# [What is needed]
Indicate only the number of lines in the listing below in which the word "React" appears.
☆ ☆ ☆ ☆ ☆
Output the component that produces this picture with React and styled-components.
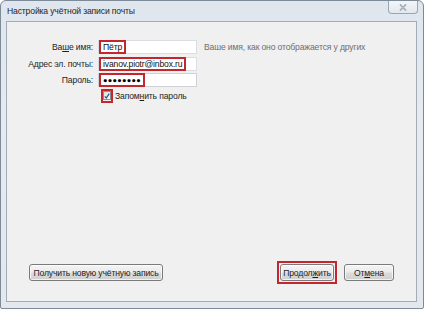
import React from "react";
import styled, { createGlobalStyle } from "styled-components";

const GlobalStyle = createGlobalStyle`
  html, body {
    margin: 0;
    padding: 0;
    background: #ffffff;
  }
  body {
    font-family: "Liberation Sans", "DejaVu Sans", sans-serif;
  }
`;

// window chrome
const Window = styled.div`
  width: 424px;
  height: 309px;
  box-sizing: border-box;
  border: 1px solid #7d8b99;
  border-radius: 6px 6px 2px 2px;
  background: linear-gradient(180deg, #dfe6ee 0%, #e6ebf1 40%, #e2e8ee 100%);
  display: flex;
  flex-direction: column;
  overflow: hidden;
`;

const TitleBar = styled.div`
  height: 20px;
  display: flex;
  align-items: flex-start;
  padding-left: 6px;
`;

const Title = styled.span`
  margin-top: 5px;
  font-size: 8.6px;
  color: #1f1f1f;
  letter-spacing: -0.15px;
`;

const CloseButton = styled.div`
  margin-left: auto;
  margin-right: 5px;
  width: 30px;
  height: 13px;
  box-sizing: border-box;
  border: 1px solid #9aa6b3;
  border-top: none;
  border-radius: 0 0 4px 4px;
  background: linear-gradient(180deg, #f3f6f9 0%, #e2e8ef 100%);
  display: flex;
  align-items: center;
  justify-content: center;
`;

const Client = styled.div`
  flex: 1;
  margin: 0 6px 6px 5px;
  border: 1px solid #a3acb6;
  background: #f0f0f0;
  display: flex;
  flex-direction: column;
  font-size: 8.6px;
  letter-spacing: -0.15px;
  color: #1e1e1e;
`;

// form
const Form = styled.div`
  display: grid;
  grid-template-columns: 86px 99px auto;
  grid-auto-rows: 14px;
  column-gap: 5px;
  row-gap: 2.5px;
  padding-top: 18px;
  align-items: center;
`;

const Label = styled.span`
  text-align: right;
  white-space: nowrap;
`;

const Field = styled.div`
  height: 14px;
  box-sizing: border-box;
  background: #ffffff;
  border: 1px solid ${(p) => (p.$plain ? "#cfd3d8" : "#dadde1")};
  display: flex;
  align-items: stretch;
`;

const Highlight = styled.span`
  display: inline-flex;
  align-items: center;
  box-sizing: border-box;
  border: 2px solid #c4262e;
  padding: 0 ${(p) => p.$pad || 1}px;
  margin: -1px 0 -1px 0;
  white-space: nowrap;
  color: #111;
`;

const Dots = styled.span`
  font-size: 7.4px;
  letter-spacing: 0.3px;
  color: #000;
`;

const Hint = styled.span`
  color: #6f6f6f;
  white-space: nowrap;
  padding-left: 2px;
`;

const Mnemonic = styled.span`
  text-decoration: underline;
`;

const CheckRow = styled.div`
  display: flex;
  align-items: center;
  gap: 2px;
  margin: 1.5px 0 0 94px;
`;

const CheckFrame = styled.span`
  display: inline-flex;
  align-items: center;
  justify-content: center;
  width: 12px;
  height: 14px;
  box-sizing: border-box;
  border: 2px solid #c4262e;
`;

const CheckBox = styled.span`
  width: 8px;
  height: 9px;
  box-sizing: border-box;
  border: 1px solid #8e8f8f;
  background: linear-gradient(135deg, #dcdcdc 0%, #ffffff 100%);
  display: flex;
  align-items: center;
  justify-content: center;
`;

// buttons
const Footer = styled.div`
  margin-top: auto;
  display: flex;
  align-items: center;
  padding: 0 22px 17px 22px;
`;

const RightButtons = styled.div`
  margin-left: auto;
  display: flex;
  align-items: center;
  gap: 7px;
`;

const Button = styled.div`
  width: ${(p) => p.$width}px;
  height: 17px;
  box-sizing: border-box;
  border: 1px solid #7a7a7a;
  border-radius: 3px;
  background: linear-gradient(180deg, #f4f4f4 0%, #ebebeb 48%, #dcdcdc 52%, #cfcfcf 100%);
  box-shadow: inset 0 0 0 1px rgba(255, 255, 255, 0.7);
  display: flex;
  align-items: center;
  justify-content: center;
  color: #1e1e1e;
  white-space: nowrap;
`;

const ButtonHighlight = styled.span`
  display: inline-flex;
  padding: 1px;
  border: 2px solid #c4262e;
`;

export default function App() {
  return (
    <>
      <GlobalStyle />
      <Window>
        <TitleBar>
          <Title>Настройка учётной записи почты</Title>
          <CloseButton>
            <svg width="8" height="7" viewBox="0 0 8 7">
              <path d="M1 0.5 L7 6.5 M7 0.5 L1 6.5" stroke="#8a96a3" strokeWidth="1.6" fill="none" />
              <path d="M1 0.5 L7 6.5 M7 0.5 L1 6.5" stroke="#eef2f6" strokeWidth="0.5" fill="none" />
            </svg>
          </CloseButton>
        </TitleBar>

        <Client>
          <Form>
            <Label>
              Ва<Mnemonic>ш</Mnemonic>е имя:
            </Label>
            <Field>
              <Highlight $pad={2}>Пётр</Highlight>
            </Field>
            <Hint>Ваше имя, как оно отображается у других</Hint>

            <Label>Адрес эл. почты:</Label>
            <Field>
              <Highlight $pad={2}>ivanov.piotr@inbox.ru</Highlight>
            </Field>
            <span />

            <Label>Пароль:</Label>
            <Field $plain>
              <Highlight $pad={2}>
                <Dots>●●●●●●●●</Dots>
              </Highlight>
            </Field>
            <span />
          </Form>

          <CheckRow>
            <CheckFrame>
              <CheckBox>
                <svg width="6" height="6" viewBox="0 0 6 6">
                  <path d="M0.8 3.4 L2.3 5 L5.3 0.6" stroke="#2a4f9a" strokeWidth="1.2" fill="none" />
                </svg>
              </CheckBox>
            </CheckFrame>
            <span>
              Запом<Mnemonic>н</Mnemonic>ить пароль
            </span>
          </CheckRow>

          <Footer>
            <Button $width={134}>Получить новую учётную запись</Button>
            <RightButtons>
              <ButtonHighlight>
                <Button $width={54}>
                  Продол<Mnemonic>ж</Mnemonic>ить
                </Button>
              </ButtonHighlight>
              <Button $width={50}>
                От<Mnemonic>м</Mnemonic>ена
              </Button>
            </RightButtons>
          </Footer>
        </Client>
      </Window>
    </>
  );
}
☆ ☆ ☆ ☆ ☆
# [Answer to the task]
2